My point is that while feminism has a very real purpose of design, it fails exactly where all other ideologies fail: when it stiffens into dogmatism. Then it is used without adherence to the greater goal, and mutates into self-interested promotion. Most instances of professed feminism that I witnessed were actually methods of controlling other women. Unless social equity is not the objective here, it is positive action that is needed: acts of tempered inclusion, promoted awareness, open discussion, acceptance, and self-inspection. A negative focus will only twist the point and belie any progress that may’ve otherwise been made. Doesn’t hating men give them a certain power over you? Are you going to hate them for that as well?

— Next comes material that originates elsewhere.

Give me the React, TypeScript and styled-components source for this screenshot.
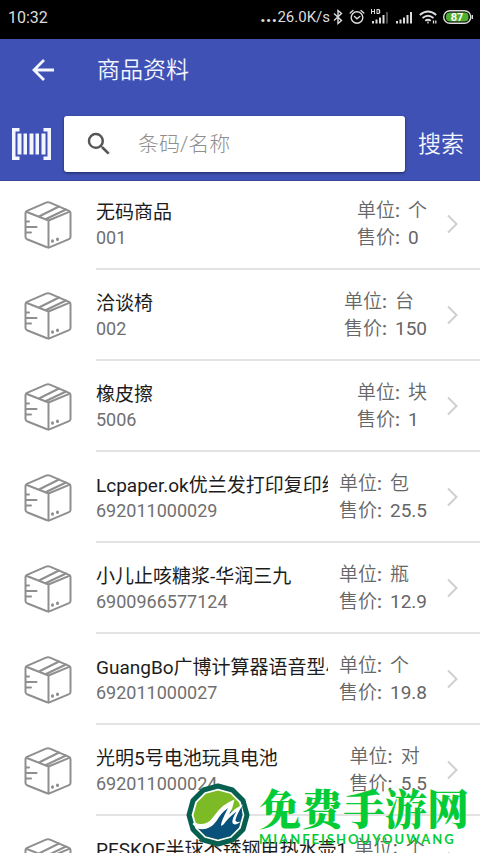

There is also many great things to having a greater proportion of girls: the annual homicide rate in Victoria is whopping great 1. There is a vast wealth of pretty girls. Gardens are wonderfully maintained. Fruit drips off the trees. Newspaper editorials are pretty superfickle and don't go plumb depths much deeper than heated debates over the rights of dogwalkers and the softwood lumber debacle. The food, though really expensive, is healthy and fresh. Even one of the streets is called Menzies.

Alright, I’m off to take a Midol. I’ll try and write more about my mum’s house and actual visit of Bex, Kim, Ben, Dave, Nicole and Jordan later, as they're all really deserving of a meaty description. Hopefully I’ll have some pictures of them to pace it.